The decision to perform rotator cuff repair (RCR) versus reverse total shoulder arthroplasty (rTSA) for massive rotator cuff tear (MCT) without arthritis can be difficult. Our aim was to identify preoperative variables that are influential in a surgeon's decision to choose one of the two procedures and evaluate outcomes.

We retrospectively reviewed 181 patients older than 65 who underwent RCR or rTSA for MCT without arthritis. Clinical and radiographic data were collected and used to evaluate the preoperative variables in each of these two patient populations and assess outcomes.

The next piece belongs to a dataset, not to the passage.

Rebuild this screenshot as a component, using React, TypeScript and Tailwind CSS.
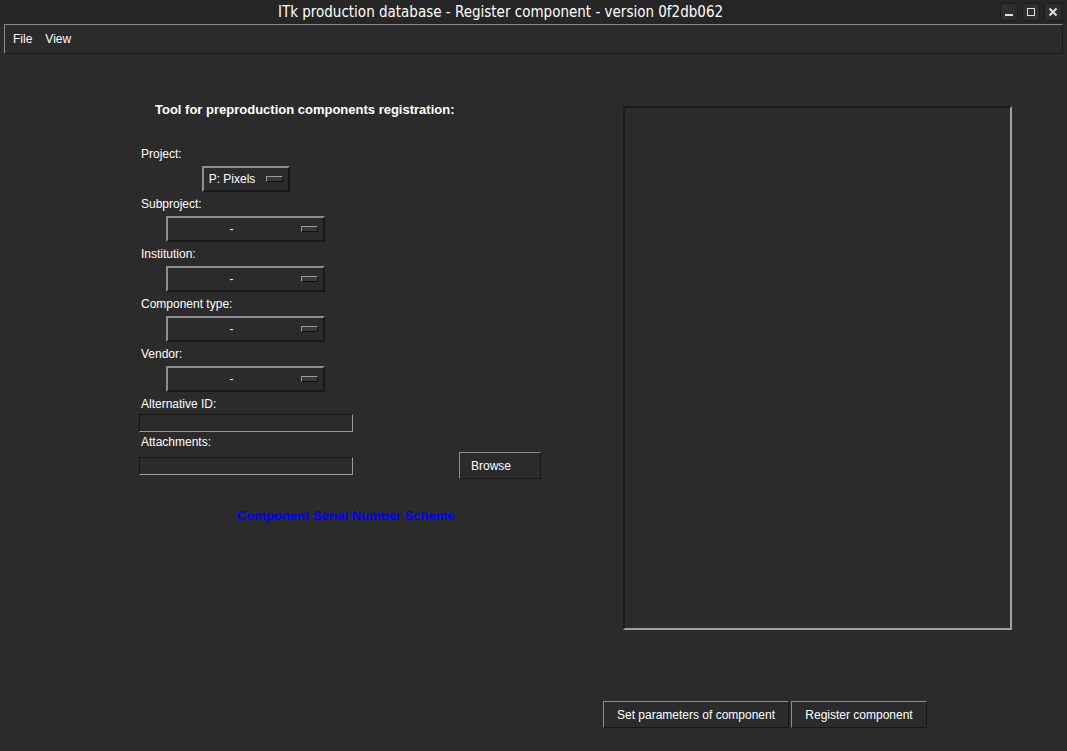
const sans = "font-['Liberation_Sans',Arial,sans-serif]";

function Dropdown({ value, width, ml }: { value: string; width: string; ml: string }) {
  return (
    <div
      className={`${width} ${ml} mt-[2px] h-[26px] flex items-center border-2 border-t-[#8e8e8e] border-l-[#8e8e8e] border-b-[#181818] border-r-[#181818] bg-[#2b2b2b] pr-[5px]`}
    >
      <span className="flex-1 text-center text-[12px] text-white pr-[6px]">{value}</span>
      <span className="w-[17px] h-[6px] border border-t-[#9a9a9a] border-l-[#9a9a9a] border-b-[#111] border-r-[#111] bg-[#3a3a3a]" />
    </div>
  );
}

function Label({ text }: { text: string }) {
  return <div className="h-[20px] leading-[20px] text-[12px] text-white pl-[2px]">{text}</div>;
}

function Entry({ mt }: { mt: string }) {
  return (
    <div className={`${mt} w-[214px] h-[18px] shrink-0 border border-t-[#161616] border-l-[#161616] border-b-[#9a9a9a] border-r-[#9a9a9a] bg-[#2b2b2b]`} />
  );
}

function RaisedButton({ children, className }: { children: React.ReactNode; className: string }) {
  return (
    <div
      className={`${className} h-[27px] shrink-0 flex items-center border border-t-[#8e8e8e] border-l-[#8e8e8e] border-b-[#181818] border-r-[#181818] bg-[#2b2b2b] text-[12px] text-white`}
    >
      {children}
    </div>
  );
}

export default function App() {
  return (
    <div className={`w-[1067px] h-[751px] bg-[#2b2b2b] flex flex-col overflow-hidden ${sans}`}>
      {/* window title bar */}
      <div className="h-[24px] bg-[#262626] flex items-center relative">
        <div className="flex-1 pr-[66px] text-center text-[15px] text-white font-['DejaVu_Sans_Condensed','Liberation_Sans',sans-serif]">
          ITk production database - Register component - version 0f2db062
        </div>
        <div className="absolute right-[5px] top-[3px] flex gap-[4px]">
          <div className="w-[18px] h-[18px] rounded-[3px] bg-[#2e2e2e] border border-[#1c1c1c] flex items-end justify-center pb-[4px]">
            <span className="w-[8px] h-[2px] bg-[#e0e0e0]" />
          </div>
          <div className="w-[18px] h-[18px] rounded-[3px] bg-[#2e2e2e] border border-[#1c1c1c] flex items-center justify-center">
            <span className="w-[8px] h-[8px] border-[1.5px] border-[#e0e0e0]" />
          </div>
          <div className="w-[18px] h-[18px] rounded-[3px] bg-[#2e2e2e] border border-[#1c1c1c] flex items-center justify-center">
            <svg width="10" height="10" viewBox="0 0 10 10">
              <path d="M1.5 1.5 L8.5 8.5 M8.5 1.5 L1.5 8.5" stroke="#e0e0e0" strokeWidth="2" />
            </svg>
          </div>
        </div>
      </div>

      {/* menu bar */}
      <div className="mx-[4px] h-[30px] flex items-center gap-[13px] px-[8px] border border-t-[#8a8a8a] border-l-[#8a8a8a] border-b-[#1a1a1a] border-r-[#1a1a1a] text-[12px] text-white">
        <span>File</span>
        <span>View</span>
      </div>

      {/* content */}
      <div className="flex-1 flex">
        <div className="w-[623px] shrink-0 pl-[139px] pt-[49px] flex flex-col">
          <div className="ml-[16px] h-[14px] leading-[14px] text-[13px] font-bold text-white">
            Tool for preproduction components registration:
          </div>
          <div className="mt-[27px]">
            <Label text="Project:" />
            <Dropdown value="P: Pixels" width="w-[88px]" ml="ml-[63px]" />
            <div className="mt-[2px]" />
            <Label text="Subproject:" />
            <Dropdown value="-" width="w-[159px]" ml="ml-[27px]" />
            <div className="mt-[2px]" />
            <Label text="Institution:" />
            <Dropdown value="-" width="w-[159px]" ml="ml-[27px]" />
            <div className="mt-[2px]" />
            <Label text="Component type:" />
            <Dropdown value="-" width="w-[159px]" ml="ml-[27px]" />
            <div className="mt-[2px]" />
            <Label text="Vendor:" />
            <Dropdown value="-" width="w-[159px]" ml="ml-[27px]" />
            <div className="mt-[2px]" />
            <Label text="Alternative ID:" />
            <Entry mt="mt-0" />
            <Label text="Attachments:" />
            <div className="flex items-start">
              <Entry mt="mt-[5px]" />
              <RaisedButton className="ml-[106px] w-[82px] pl-[11px]">Browse</RaisedButton>
            </div>
          </div>
          <div className="mt-[29px] ml-[98px] text-[13px] font-bold text-[#0000ff] leading-[16px]">
            Component Serial Number Scheme
          </div>
        </div>

        <div className="flex-1 flex flex-col items-start">
          <div className="mt-[52px] w-[389px] h-[524px] border-2 border-t-[#1c1c1c] border-l-[#1c1c1c] border-b-[#a0a0a0] border-r-[#a0a0a0] bg-[#2b2b2b]" />
          <div className="mt-[71px] ml-[-20px] flex gap-[2px]">
            <RaisedButton className="w-[186px] justify-center">Set parameters of component</RaisedButton>
            <RaisedButton className="w-[136px] justify-center">Register component</RaisedButton>
          </div>
        </div>
      </div>
    </div>
  );
}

Ninety-five shoulders underwent RCR and 92 underwent rTSA with an average followup of 44 and 47 months, respectively. Patients selected for RCR had greater preoperative flexion (113 vs 57), abduction (97 vs 53), and external rotation (42 vs 32), higher SST (3.1 vs 1.9) and ASES scores (43.8 vs 38.6), and were less likely to have had previous cuff surgery (6.3% vs 35.9%). Patients selected for rTSA had a smaller acromiohumeral interval (4.8 vs 8.7) and more superior subluxation (50.6% vs 14.1%). Similar preoperative characteristics included pain, comorbidities, and BMI. Patients were satisfied in both groups and had significant improvement in motion and function postoperatively.

Both RCR and rTSA can result in significant functional improvement and patient satisfaction in the setting of MCT without arthritis in patients older than 65. At our institution, patients who underwent rTSA had less pre-operative motion, lower function, more evidence of superior migration, and were more likely to have had previous rotator cuff surgery.